The success predicted for Lotte Laserstein and ascribed to her by German art critics in the 1920s ended abruptly in 1933 when the Nazis seized power. As a Jew, Laserstein was increasingly excluded from the public art world. Thanks to an invitation to show her work at the Galerie Moderne in Stockholm in 1937, she was able to get out of Germany with some of her most important works and come to Sweden, where she would spend the greater part of her working life. In Sweden, Laserstein was able to build a new life for herself as a portrait and landscape painter.
“For five decades, Laserstein produced an extremely comprehensive, thematic, and stylistically multifaceted collection of works that has only partially come to light in earlier shows,” say the exhibition’s curators, Iris Müller-Westermann and Anna-Carola Krausse.

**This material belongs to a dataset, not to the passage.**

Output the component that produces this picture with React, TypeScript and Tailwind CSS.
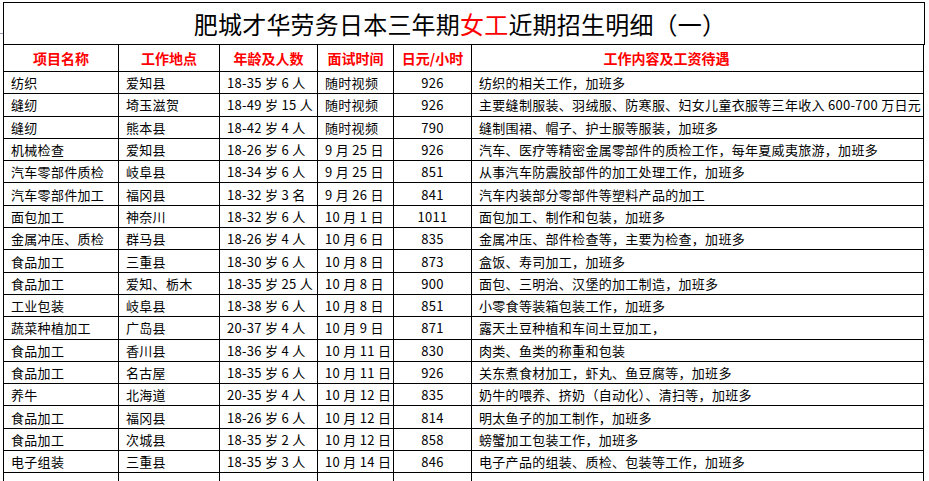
const rows: string[][] = [
  ['纺织', '爱知县', '18-35 岁 6 人', '随时视频', '926', '纺织的相关工作，加班多'],
  ['缝纫', '埼玉滋贺', '18-49 岁 15 人', '随时视频', '926', '主要缝制服装、羽绒服、防寒服、妇女儿童衣服等三年收入 600-700 万日元'],
  ['缝纫', '熊本县', '18-42 岁 4 人', '随时视频', '790', '缝制围裙、帽子、护士服等服装，加班多'],
  ['机械检查', '爱知县', '18-26 岁 6 人', '9 月 25 日', '926', '汽车、医疗等精密金属零部件的质检工作，每年夏威夷旅游，加班多'],
  ['汽车零部件质检', '岐阜县', '18-34 岁 6 人', '9 月 25 日', '851', '从事汽车防震胶部件的加工处理工作，加班多'],
  ['汽车零部件加工', '福冈县', '18-32 岁 3 名', '9 月 26 日', '841', '汽车内装部分零部件等塑料产品的加工'],
  ['面包加工', '神奈川', '18-32 岁 6 人', '10 月 1 日', '1011', '面包加工、制作和包装，加班多'],
  ['金属冲压、质检', '群马县', '18-26 岁 4 人', '10 月 6 日', '835', '金属冲压、部件检查等，主要为检查，加班多'],
  ['食品加工', '三重县', '18-30 岁 6 人', '10 月 8 日', '873', '盒饭、寿司加工，加班多'],
  ['食品加工', '爱知、栃木', '18-35 岁 25 人', '10 月 8 日', '900', '面包、三明治、汉堡的加工制造，加班多'],
  ['工业包装', '岐阜县', '18-38 岁 6 人', '10 月 8 日', '851', '小零食等装箱包装工作，加班多'],
  ['蔬菜种植加工', '广岛县', '20-37 岁 4 人', '10 月 9 日', '871', '露天土豆种植和车间土豆加工，'],
  ['食品加工', '香川县', '18-36 岁 4 人', '10 月 11 日', '830', '肉类、鱼类的称重和包装'],
  ['食品加工', '名古屋', '18-35 岁 6 人', '10 月 11 日', '926', '关东煮食材加工，虾丸、鱼豆腐等，加班多'],
  ['养牛', '北海道', '20-35 岁 4 人', '10 月 12 日', '835', '奶牛的喂养、挤奶（自动化）、清扫等，加班多'],
  ['食品加工', '福冈县', '18-26 岁 6 人', '10 月 12 日', '814', '明太鱼子的加工制作，加班多'],
  ['食品加工', '次城县', '18-35 岁 2 人', '10 月 12 日', '858', '螃蟹加工包装工作，加班多'],
  ['电子组装', '三重县', '18-35 岁 3 人', '10 月 14 日', '846', '电子产品的组装、质检、包装等工作，加班多'],
  ['', '', '', '', '', ''],
]

const headers = ['项目名称', '工作地点', '年龄及人数', '面试时间', '日元/小时', '工作内容及工资待遇']

export default function App() {
  return (
    <div
      className="flex h-[481px] w-[929px] overflow-hidden bg-white text-black"
      style={{ fontFamily: '"Noto Sans CJK SC", "Liberation Sans", sans-serif' }}
    >
      {/* spreadsheet gutter tick */}
      <div className="w-[3px] shrink-0">
        <div className="mt-[33px] h-px w-[3px] bg-gray-400" />
      </div>

      <div className="mt-[2px] w-[922px] shrink-0 border-l border-t border-black">
        <div className="flex h-[42px] items-center justify-center border-r border-b border-black pr-[8px] text-[24px] leading-none tracking-[0.2px]">
          <span>肥城才华劳务日本三年期</span>
          <span className="text-[#ff0000]">女工</span>
          <span>近期招生明细（一）</span>
        </div>

        <div className="grid grid-cols-[115px_101px_98px_76px_78px_452px]">
          {headers.map((h, i) => (
            <div
              key={h}
              className={`flex h-[27px] items-center justify-center border-r border-b border-black text-[14px] font-bold text-[#ff0000] ${
                i === 5 ? 'pr-[62px]' : ''
              }`}
            >
              {h}
            </div>
          ))}

          {rows.map((r, ri) =>
            r.map((c, ci) => (
              <div
                key={`${ri}-${ci}`}
                className={`flex h-[22.3px] items-center overflow-hidden whitespace-nowrap border-r border-b border-black text-[13px] leading-none tracking-[0.3px] ${
                  ci === 4 ? 'justify-center' : 'pl-[7px]'
                }`}
              >
                {c}
              </div>
            ))
          )}
        </div>
      </div>
    </div>
  )
}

“In our exhibition, we ascribe to this period of Laserstein’s life and work the same status as the time she lived in Berlin. Through her representational commissioned portraits, expressive self-portraits, moving depictions of other emigrants, and landscapes and urban scenes, it is possible to discern what living in exile was like. Laserstein’s Swedish work raises questions about what it means to lose one’s own cultural and social milieu and be forced to establish roots in a new society. Against the backdrop of today’s global migration patterns, the works Laserstein created while in exile in Sweden provide an important contribution to the ongoing dialogue around these issues.”
Although Laserstein was able to complete a great many important portraits on commission—for clients that included well-known aristocrats, politicians, business leaders, and cultural figures—and although she was still able to make a living as an artist, her recognition in the Swedish art scene remained limited. It is likely that her unwavering commitment to realism during post-war decades dominated by abstraction played a role in preventing her from receiving a larger breakthrough in Sweden.
Lotte Laserstein described her life and her career with the words “My rescue to Sweden broke my life in two.” This division has shaped the structure of the exhibition. The first part is devoted to the artist’s time in Berlin, with key works that illuminate her artistic beginnings and early successes in the Weimar Republic. The second part features Laserstein’s years in Sweden.
Curators: Iris Müller-Westermann, formerly Museum Director of Moderna Museet Malmö and now Senior Curator at Moderna Museet in Stockholm and Anna-Carola Krausse, an art historian and Laserstein expert based in Berlin.